Europe's second river, flowing through ten countries

The Danube River curving through a wooded gorge at sunset
Visions of Domino / CC BY 2.0 - via Wikimedia Commons

The Danube touches more countries than any other river on Earth, flowing through ten of them on its way across Europe, and for two thousand years it has been a frontier, a trade route and a thread linking very different worlds. It rises in the Black Forest of Germany and runs eastward through the heart of the continent, past four national capitals, before fanning into a great delta on the Black Sea. Where the Rhine flows west into the Atlantic world, the Danube flows east into the Balkans and beyond.

The Danube runs about 2,850 kilometers, second in Europe only to the Volga. From its modest German headwaters it gathers Alpine and Carpathian tributaries, swelling into a major navigable river by the time it reaches Vienna and Budapest. It carves a dramatic gorge, the Iron Gates, through the Carpathians on the Serbian-Romanian border, now dammed for hydroelectricity and shipping. At its mouth it spreads into the Danube Delta straddling Romania and Ukraine, a vast wetland of reeds, lakes and bird colonies, one of the best-preserved in Europe.

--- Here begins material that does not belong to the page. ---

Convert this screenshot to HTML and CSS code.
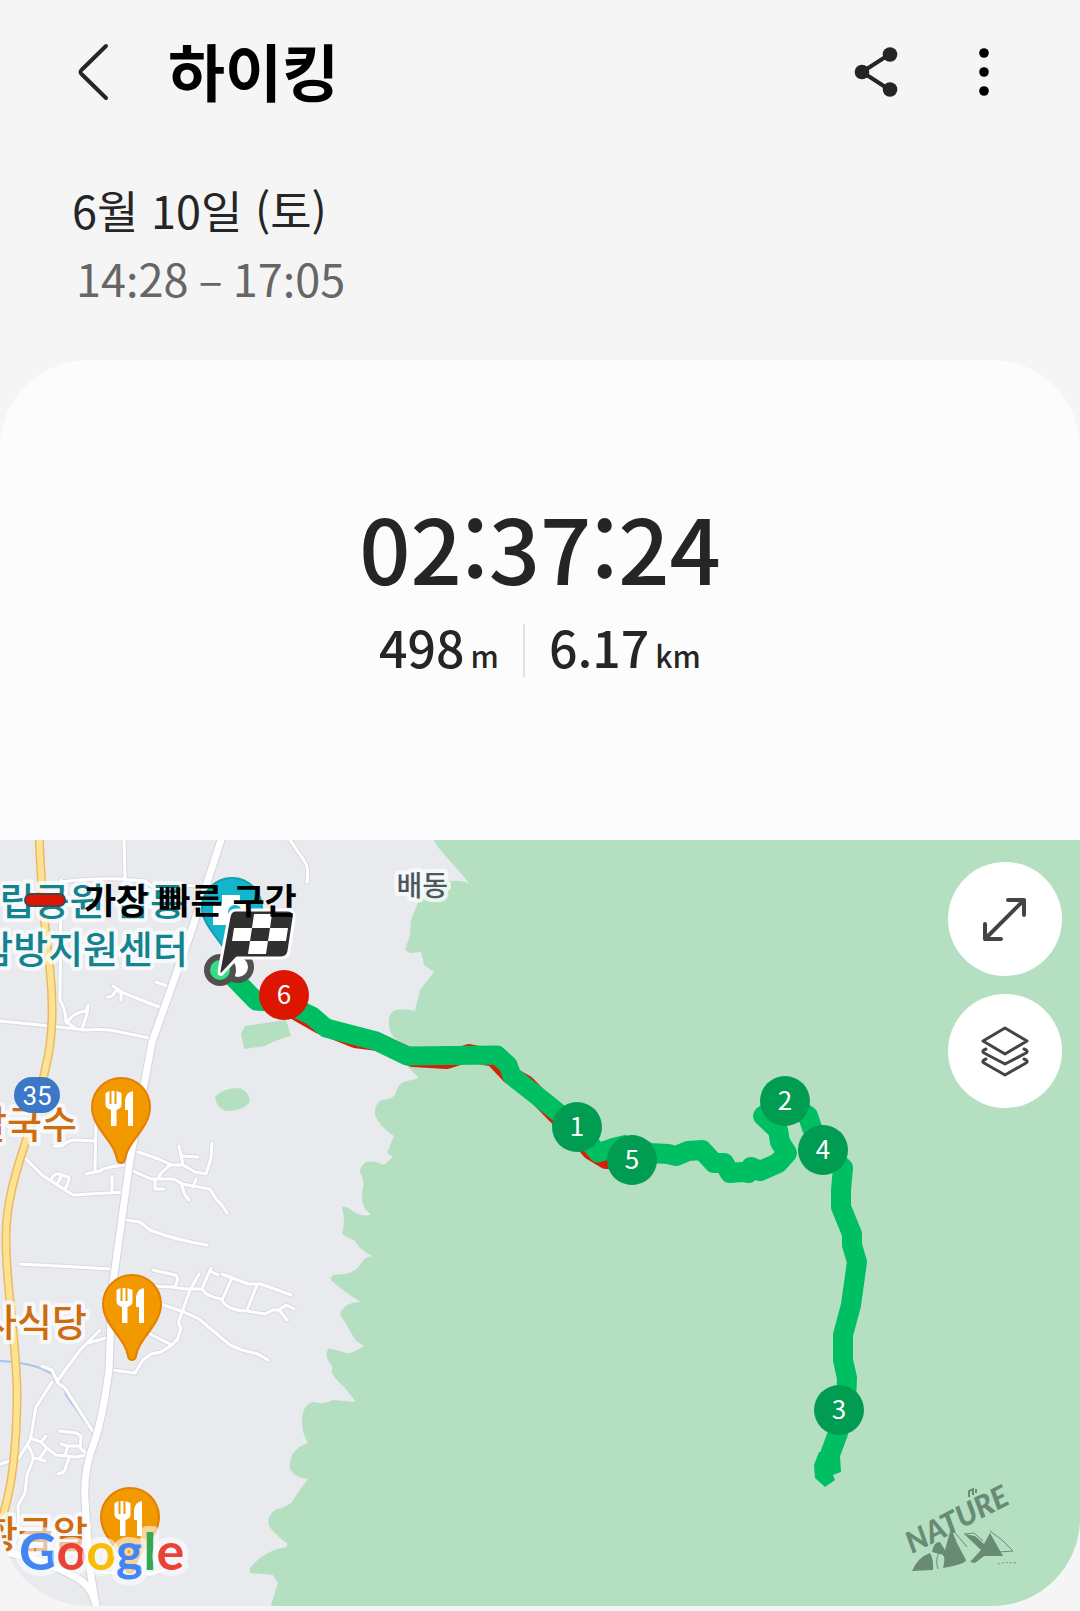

The river was the northern frontier of the Roman Empire, its bank lined with forts that grew into cities like Vienna, Budapest and Belgrade. Through the centuries it carried grain, salt and armies, and bound together the multinational Habsburg lands. Today the Rhine-Main-Danube Canal links it to the North Sea, completing a waterway across the continent, and the river is a corridor of trade and cruise tourism. Its delta, shared and protected, remains one of Europe's great refuges for wildlife.